Le monde est alors celui de ce livre. Le monde est dans le livre. Le
monde est le livre. Les vivants que je côtoie, les morts que je pleure,
le temps qui passe, l'époque dont je suis le contemporain, l'histoire
qui se déroule, l'air que je respire, sont ceux du livre. J'entre dans
la lecture. Nacelle ou bathyscaphe, le réduit sans fenêtre où je
m'enferme autorise une immersion ou une ascension totales.

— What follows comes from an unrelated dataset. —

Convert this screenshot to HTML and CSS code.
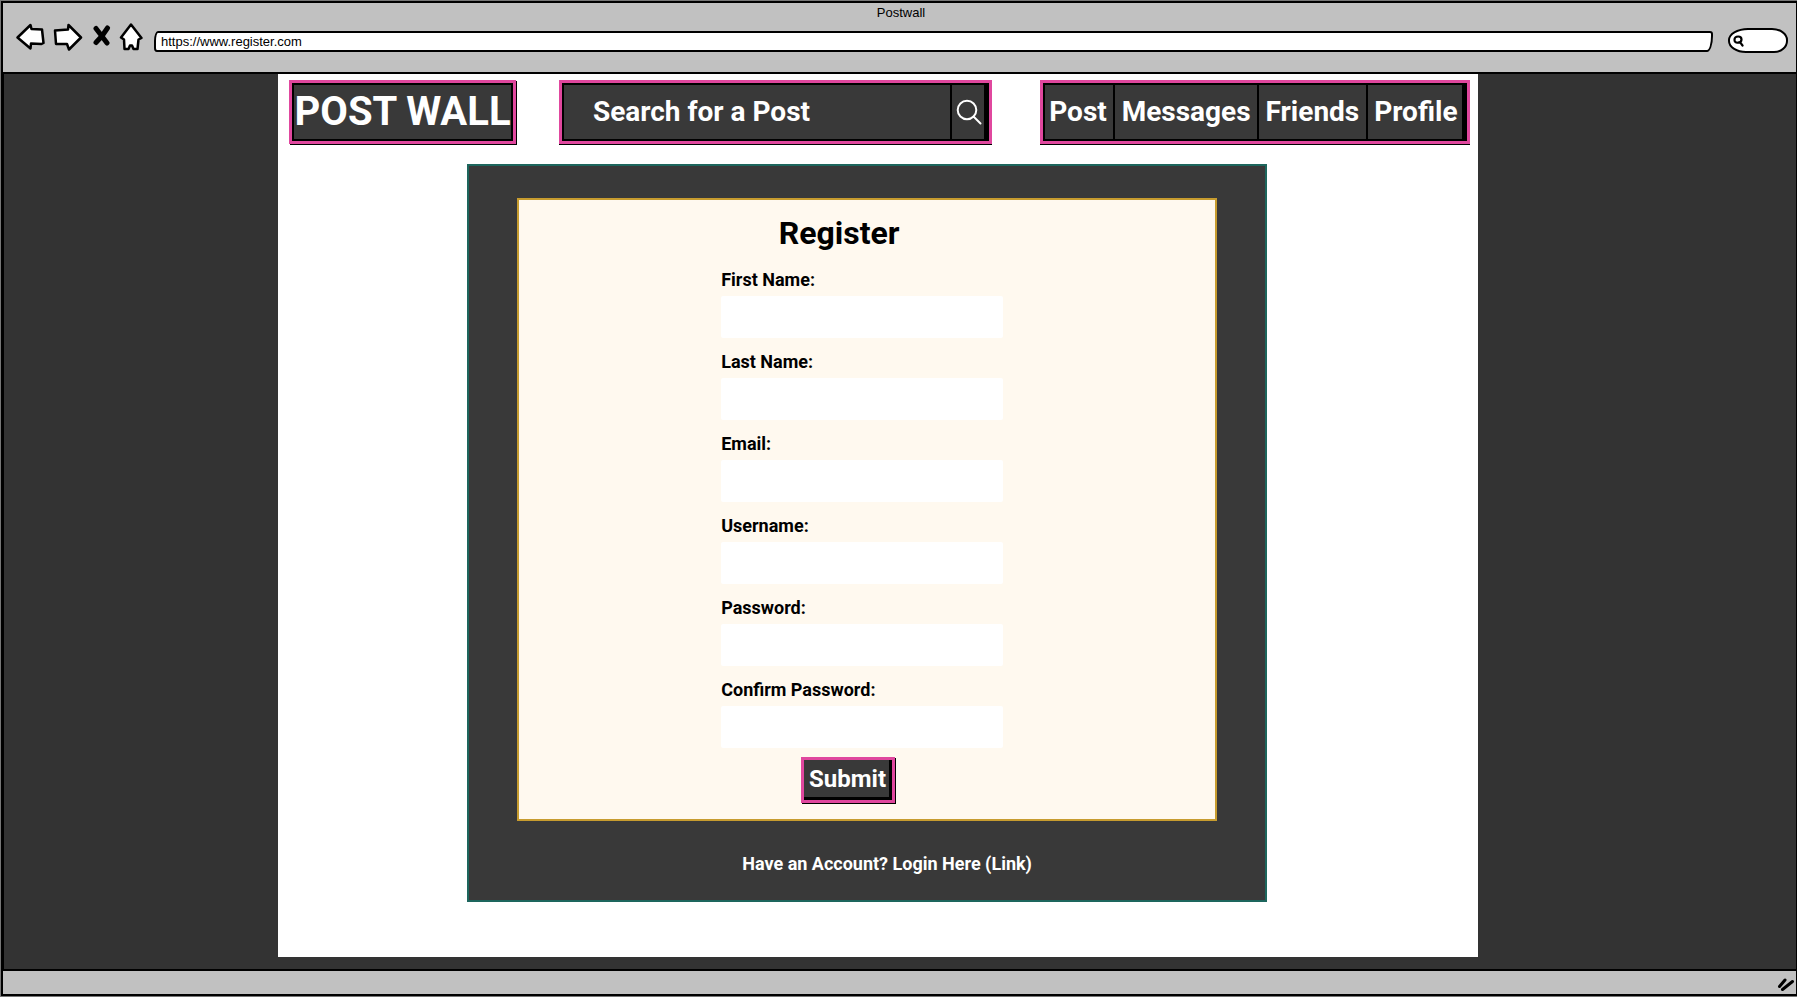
FILE: index.html
```html
<!DOCTYPE html>
<html lang="en">
<head>
<meta charset="utf-8">
<title>Postwall</title>
<link rel="stylesheet" href="styles.css">
</head>
<body>
<div class="window">
  <header class="chrome">
    <div class="chrome-title">Postwall</div>
    <div class="chrome-row">
      <div class="chrome-buttons">
        <button class="tool tool-back" type="button" aria-label="Back"><svg width="29" height="28" viewBox="0 0 29 28"><path d="M1.5 14.5 L14.5 2 L15.5 6 L26 6.5 L27.5 20 L25.500 21 L15 20.500 L14.500 25.500 Z"/></svg></button>
        <button class="tool tool-forward" type="button" aria-label="Forward"><svg width="30" height="28" viewBox="0 0 30 28"><path d="M2 7.500 L15 6.500 L15.500 2 L28 14.500 L16 26.500 L14 21 L3 21 Z"/></svg></button>
        <button class="tool tool-stop" type="button" aria-label="Stop"><svg width="18" height="28" viewBox="0 0 18 28"><path class="cross" d="M3 5.500 L8 12 L14 20 M14.500 5 L9 13 L3 19.500"/></svg></button>
        <button class="tool" type="button" aria-label="Home"><svg width="24" height="28" viewBox="0 0 24 28"><path d="M12 1.500 L2 14.500 L5 16.500 L5.500 26 L9.500 26 L11 22.500 L13 22.500 L14.500 26 L18.500 26 L19.500 16.500 L22.500 15 Z"/></svg></button>
      </div>
      <input class="address" type="text" aria-label="Address" value="https://www.register.com">
      <label class="quick">
        <svg width="12" height="12" viewBox="0 0 12 12"><path d="M8.500 4.500 C8.500 2.500 7 1.500 5.200 1.500 C3 1.500 1.500 3 1.500 5 C1.500 7 3 8 5 7.700 C7.500 7.500 8.500 6.500 8.500 4.500 Z M7 7.200 L9.500 10.500"/></svg>
        <input type="text" aria-label="Browser search">
      </label>
    </div>
  </header>

  <div class="viewport">
    <main class="page">
      <div class="topbar">
        <a class="sketch logo" href="#">POST WALL</a>
        <form class="sketch search">
          <input type="text" aria-label="Search for a Post" placeholder="Search for a Post">
          <button type="button" aria-label="Search"><svg width="26" height="26" viewBox="0 0 26 26"><circle cx="11" cy="11" r="9.300"/><path d="M17.500 17.500 L24.500 24.500"/></svg></button>
        </form>
        <nav class="sketch menu">
          <a href="#">Post</a>
          <a href="#">Messages</a>
          <a href="#">Friends</a>
          <a href="#">Profile</a>
        </nav>
      </div>

      <section class="panel">
        <div class="card">
          <form class="register">
            <h1>Register</h1>
            <div class="fields">
              <label class="field">First Name:<input type="text"></label>
              <label class="field">Last Name:<input type="text"></label>
              <label class="field">Email:<input type="email"></label>
              <label class="field">Username:<input type="text"></label>
              <label class="field">Password:<input type="password"></label>
              <label class="field">Confirm Password:<input type="password"></label>
            </div>
            <button class="sketch submit" type="button">Submit</button>
          </form>
        </div>
        <p class="login"><a href="#">Have an Account? Login Here (Link)</a></p>
      </section>
    </main>
  </div>

  <footer class="statusbar">
    <svg width="18" height="14" viewBox="0 0 18 14"><path d="M2.500 8.500 L8 2 M5.500 11.500 L15.500 3.500"/></svg>
  </footer>
</div>
</body>
</html>
```

FILE: styles.css
```css
* { box-sizing: border-box; }

body {
  margin: 0;
  background: #777;
  color: #000;
  font-family: Roboto, "Liberation Sans", sans-serif;
}

a { color: inherit; text-decoration: none; }

button, input { font: inherit; color: inherit; margin: 0; padding: 0; }

svg { display: block; flex: none; }

.window {
  display: flex;
  flex-direction: column;
  min-height: 100vh;
  padding: 1px 0 1px 1px;
}

/* Browser frame */
.chrome {
  background: #c1c1c1;
  border: solid #000;
  border-width: 2px 1px 2px 2px;
  padding: 0 8px 19px 13px;
  font-family: "Liberation Sans", Arial, sans-serif;
  font-size: 13px;
}

.chrome-title { padding-right: 2px; line-height: 20px; text-align: center; }

.chrome-row { display: flex; align-items: flex-end; height: 30px; }

.chrome-buttons { display: flex; align-self: flex-start; margin-right: 11px; }

.tool { border: 0; background: none; }
.tool-back { margin-right: 8px; }
.tool-forward { margin-right: 10px; }
.tool-stop { margin-right: 8px; }

.tool path {
  fill: #fff;
  stroke: #000;
  stroke-width: 2.5;
  stroke-linejoin: round;
}

.tool .cross { fill: none; stroke-width: 5; stroke-linecap: round; }

.address {
  flex: 1;
  min-width: 0;
  height: 21px;
  margin: 0 15px 1px 0;
  padding: 0 5px;
  border: 2px solid #000;
  border-radius: 4px 3px 6px 3px / 10px 3px 16px 4px;
  background: #fff;
}

.quick {
  display: flex;
  align-items: center;
  width: 60px;
  height: 25px;
  padding-left: 3px;
  border: 2px solid #000;
  border-radius: 20px 16px 14px 18px / 12px 12px 12px 12px;
  background: #fff;
}

.quick input { width: 36px; border: 0; background: none; }

.quick path { fill: none; stroke: #000; stroke-width: 2.2; stroke-linecap: round; }

.viewport {
  flex: 1;
  display: grid;
  grid-template-columns: 274fr 1200fr 318fr;
  padding-bottom: 12px;
  background: #333;
  border: solid #000;
  border-width: 0 1px 0 3px;
}

.statusbar {
  display: flex;
  justify-content: flex-end;
  align-items: flex-end;
  height: 27px;
  padding: 0 1px 2px 0;
  background: #c1c1c1;
  border: solid #000;
  border-width: 2px 1px 2px 2px;
}

.statusbar path { fill: none; stroke: #000; stroke-width: 3; stroke-linecap: round; }

/* Page */
.page {
  grid-column: 2;
  padding: 6px 8px 52px 11px;
  background: #fff;
}

.topbar {
  display: grid;
  grid-template-columns: 228fr 43fr 430fr 48fr 432fr;
  height: 64px;
  margin-bottom: 20px;
}

.sketch {
  border: 3px solid #e0479e;
  background: #393939;
  color: #fff;
  font-weight: 700;
  box-shadow: inset 0 0 0 2px #000, 1px 1px 0 #000;
}

.logo {
  display: flex;
  align-items: center;
  justify-content: center;
  padding-bottom: 2px;
  font-size: 40px;
  white-space: nowrap;
}

.search, .menu {
  display: flex;
  padding-right: 3px;
  font-size: 28px;
  box-shadow: inset 0 0 0 2px #000, inset -5px 0 0 #000, 0 1px 0 #000;
}

.search { grid-column: 3; }
.menu { grid-column: 5; }

.search input {
  flex: 1;
  min-width: 0;
  padding: 0 0 2px 31px;
  border: 0;
  background: none;
}

.search input::placeholder { color: #fff; opacity: 1; }

.search button {
  display: flex;
  align-items: center;
  justify-content: center;
  width: 36px;
  border: 0;
  border-left: 2px solid #000;
  background: none;
}

.search svg { fill: none; stroke: #fff; stroke-width: 2; stroke-linecap: round; }

.menu a {
  display: flex;
  flex: auto;
  align-items: center;
  justify-content: center;
  padding-bottom: 2px;
}

.menu a + a { border-left: 2px solid #000; }

.panel {
  width: 67.700%;
  margin-left: 15.100%;
  padding: 32px 48px 0;
  border: 2px solid #1d665d;
  background: #393939;
}

.card {
  display: grid;
  grid-template-columns: 202fr 282fr 212fr;
  padding: 13px 0 16px;
  border: 2px solid #c79c2f;
  background: #fff9ef;
}

.register {
  grid-column: 2;
  display: flex;
  flex-direction: column;
}

h1 {
  margin: 0 46px 15px 0;
  font-size: 32px;
  font-weight: 700;
  line-height: 40px;
  text-align: center;
}

.fields { display: grid; gap: 12px; }

.field {
  display: block;
  font-size: 18px;
  font-weight: 700;
  line-height: 24px;
}

.field input {
  display: block;
  width: 100%;
  height: 42px;
  margin-top: 4px;
  padding: 0 8px;
  border: 0;
  border-radius: 2px;
  background: #fff;
}

.submit {
  align-self: center;
  height: 46px;
  margin: 9px 28px 0 0;
  padding: 0 6px 2px 5px;
  font-size: 24px;
  box-shadow: inset -3px -3px 0 #000, 1px 1px 0 #000;
}

.login {
  margin: 0;
  padding: 31px 0 24px 40px;
  color: #fff;
  font-size: 18px;
  font-weight: 700;
  line-height: 24px;
  text-align: center;
}
```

Nous descendons dans les profondeurs du livre, montons dans un ciel de
langue. Je confie à la voix le soin de me représenter tout entier. Les
mots écrits et lus me tiennent lieu de parfaite existence. Mais de ma
voix, lisant les mots d'un autre, ceux d'un mort lointain, dont la
chair est anéantie, mais dont le style, la beauté de ce style, fait
surgir un monde d'échos, de correspondances et de voix vivantes par
lesquelles je passe, parlant à mon tour, entrant dans ces voix, me
laissant aller à la rêverie, à l'opération précise d'une rêverie
continue, parallèle et libre, je sais que je parle, je sais que c'est
de moi qu'il s'agit, non pas dans le texte, bien sûr, mais dans la
diction de ces pages.
Alors d'autres voix encore se font entendre, dans la mienne ".